Karen’s heart overflowed. She felt relief, joy, and gratitude. And, in those precious moments, she also felt healing, for she understood the overwhelming evidence set before her of what God’s faithfulness truly looked like in her journey. This son she had borne had lived the kind of life she had so greatly desired to give him.
Karen has now celebrated 13 years of having a relationship with Josh and his family and counts a recent family picture, taken from daughter Madison’s wedding, as one of her most treasured possessions. The picture features Karen and Jeff, Madison and her husband, as well as Josh, his wife, two sons, and daughter. It is a picture she never thought she’d see.
She is reminded, every time she looks at that photograph, that God writes our stories far better than we could ever do ourselves. He simply asks for our love and fidelity to Himself above all others.

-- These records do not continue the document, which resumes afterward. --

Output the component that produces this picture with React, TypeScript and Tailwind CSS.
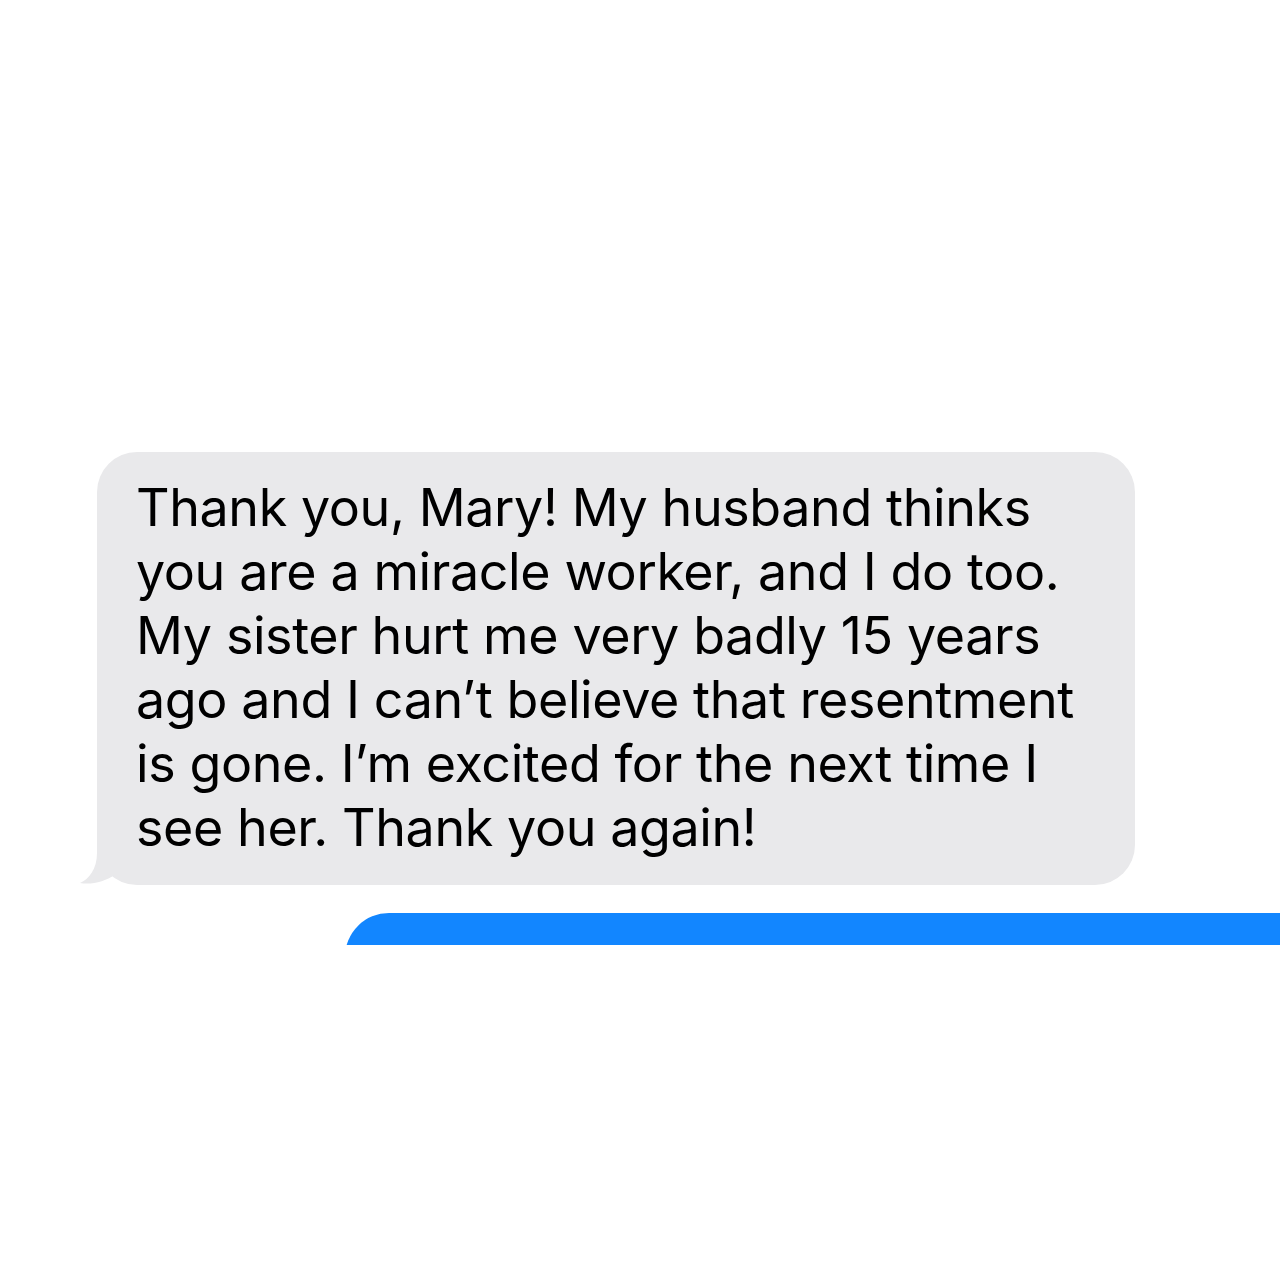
import React from 'react';

const lines = [
  'Thank you, Mary! My husband thinks',
  'you are a miracle worker, and I do too.',
  'My sister hurt me very badly 15 years',
  'ago and I can\u2019t believe that resentment',
  'is gone. I\u2019m excited for the next time I',
  'see her. Thank you again!',
];

const App: React.FC = () => {
  return (
    <div
      className="w-full h-[1280px] bg-white overflow-hidden pt-[452px]"
      style={{ fontFamily: 'Inter, "Noto Sans", sans-serif' }}
    >
      <div className="pl-[97px]">
        <div className="relative w-[1038px] h-[433px] rounded-[40px] bg-[#e9e9eb] pl-[39px] pt-[24px]">
          {/* tail */}
          <svg
            className="absolute left-[-18px] bottom-0"
            width="60"
            height="50"
            viewBox="0 0 60 50"
          >
            <path
              d="M18 0 L18 18 C18 34 10 44 1 48 C12 50 26 47 37 39 C40 42 48 46 58 48 L58 0 Z"
              fill="#e9e9eb"
            />
          </svg>
          <div className="relative text-[52px] leading-[64px] text-black tracking-[-0.4px]">
            {lines.map((l) => (
              <div key={l} className="whitespace-nowrap">
                {l}
              </div>
            ))}
          </div>
        </div>
      </div>
      <div className="mt-[28px] ml-[345px] h-[32px] overflow-hidden">
        <div className="h-[120px] rounded-tl-[44px] bg-[#1286ff]" />
      </div>
    </div>
  );
};

export default App;
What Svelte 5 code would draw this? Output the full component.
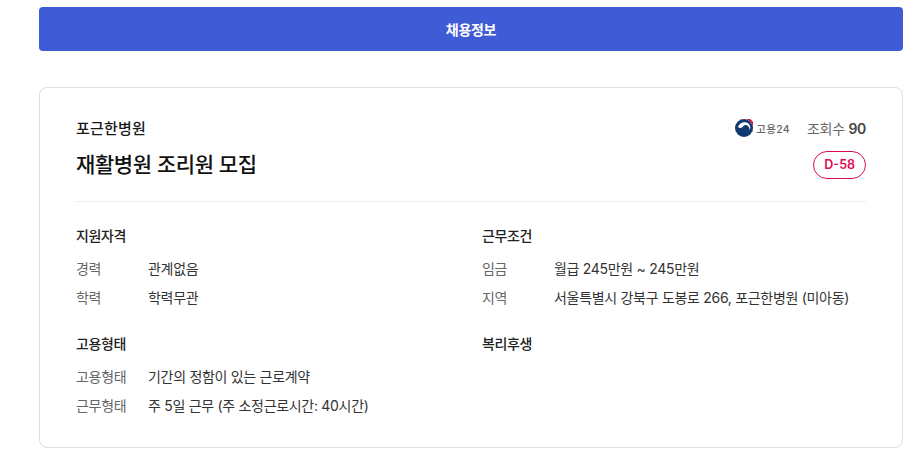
<script>
    const sections = [
        [
            { title: '지원자격', rows: [['경력', '관계없음'], ['학력', '학력무관']] },
            { title: '고용형태', rows: [['고용형태', '기간의 정함이 있는 근로계약'], ['근무형태', '주 5일 근무 (주 소정근로시간: 40시간)']] }
        ],
        [
            { title: '근무조건', rows: [['임금', '월급 245만원 ~ 245만원'], ['지역', '서울특별시 강북구 도봉로 266, 포근한병원 (미아동)']] },
            { title: '복리후생', rows: [] }
        ]
    ];
</script>

<div class="page">
    <button class="tab">채용정보</button>

    <section class="card">
        <header class="head">
            <div class="head-top">
                <span class="company">포근한병원</span>
                <div class="meta">
                    <span class="source">
                        <svg width="18" height="18" viewBox="0 0 18 18">
                            <circle cx="9" cy="9" r="9" fill="#123a72" />
                            <path d="M4 1.5A9 9 0 0 1 16.8 13.5A7.6 7.6 0 0 0 4 1.5Z" fill="#d2153c" />
                            <path d="M3 8C4 4.5 8 2.5 11.5 3.5C15 4.6 16.2 8.5 14.6 11.5C15 8.5 13 6 10.5 6C8.5 6 8 7.5 7 8.5C5.5 9.5 4 9 3 8Z" fill="#fff" />
                        </svg>
                        <span class="source-name">고용24</span>
                    </span>
                    <span class="views">조회수 <b>90</b></span>
                </div>
            </div>
            <div class="head-main">
                <h1>재활병원 조리원 모집</h1>
                <span class="dday">D-58</span>
            </div>
        </header>

        <div class="grid">
            {#each sections as col}
                <div class="col">
                    {#each col as sec}
                        <div class="sec">
                            <h2>{sec.title}</h2>
                            {#each sec.rows as [k, v]}
                                <div class="row"><span class="k">{k}</span><span class="v">{v}</span></div>
                            {/each}
                        </div>
                    {/each}
                </div>
            {/each}
        </div>
    </section>
</div>

<style>
    :global(body) {
        background: #fff;
        font-family: Inter, "Noto Sans CJK KR", sans-serif;
    }

    .page {
        padding: 7px 20px 24px 39px;
    }

    .tab {
        display: block;
        width: 100%;
        height: 44px;
        border: 0;
        border-radius: 4px;
        background: #3f5bd6;
        color: #fff;
        font: 700 14px Inter, "Noto Sans CJK KR", sans-serif;
        letter-spacing: -.3px;
    }

    .card {
        margin-top: 36px;
        height: 361px;
        box-sizing: border-box;
        padding: 30px 36px 0;
        border: 1px solid #dedede;
        border-radius: 8px;
    }

    .head {
        padding-bottom: 22px;
        border-bottom: 1px solid #eeeeee;
    }

    .head-top, .head-main {
        display: flex;
        justify-content: space-between;
        align-items: center;
    }

    .head-top {
        height: 20px;
    }

    .company {
        margin-top: -2px;
        font-size: 15px;
        font-weight: 500;
        letter-spacing: .2px;
        color: #1a1a1a;
    }

    .meta {
        display: flex;
        align-items: center;
        gap: 17px;
    }

    .source {
        display: flex;
        align-items: center;
        gap: 3px;
    }

    .source-name {
        font-size: 10.5px;
        font-weight: 500;
        color: #666;
        letter-spacing: .3px;
    }

    .views {
        font-size: 14px;
        letter-spacing: -.3px;
        color: #666;
    }

    .views b {
        font-weight: 600;
        color: #444;
    }

    .head-main {
        margin-top: 13px;
    }

    h1 {
        margin: 0;
        font-size: 21px;
        font-weight: 500;
        line-height: 28px;
        letter-spacing: -.4px;
        color: #111;
    }

    .dday {
        box-sizing: border-box;
        height: 28px;
        padding: 0 10px;
        border: 1px solid #e00a55;
        border-radius: 14px;
        font-size: 12.5px;
        font-weight: 600;
        line-height: 26px;
        color: #e00a55;
    }

    .grid {
        display: grid;
        grid-template-columns: 406px 1fr;
        margin-top: 24px;
    }

    .sec {
        height: 108px;
    }

    h2 {
        margin: 0 0 7px;
        font-size: 14px;
        font-weight: 500;
        line-height: 20px;
        letter-spacing: -.4px;
        color: #222;
    }

    .row {
        display: flex;
        height: 29px;
        align-items: center;
        font-size: 14px;
        letter-spacing: -.3px;
    }

    .k {
        width: 72px;
        color: #666;
    }

    .v {
        color: #333;
    }
</style>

He does not promise that we will be released from the pain and suffering of this mortal life, but He promises to let us see glimpses of His glory as He holds our hands over the boulders, as He sends His people to strengthen us, and as He stays right by us, having indwelled us through the power of His very own Holy Spirit, a permanent and never-ending Presence.
Karen’s life, though marked with many painful circumstances, has proven fruitful as she has been refined through her suffering and stayed the course. She has taken what she’s learned and invested herself in her family and in others, proof that her faith in triune God is real. She is continuing to work out her faith so that she will “become blameless and pure, [a] child of God without fault…[to] shine among them like stars in the sky.” (Phillippians 2:15)
May we see Karen’s shining example and think of our Lord Jesus Christ. May we see His example and look to our Father God and thank Him for making a way for us to be reconciled to Him, for the knowledge of how to live abundantly despite the effects of sin, and for the ability to let His light reflect outwardly from each of us, a microcosm of His glory.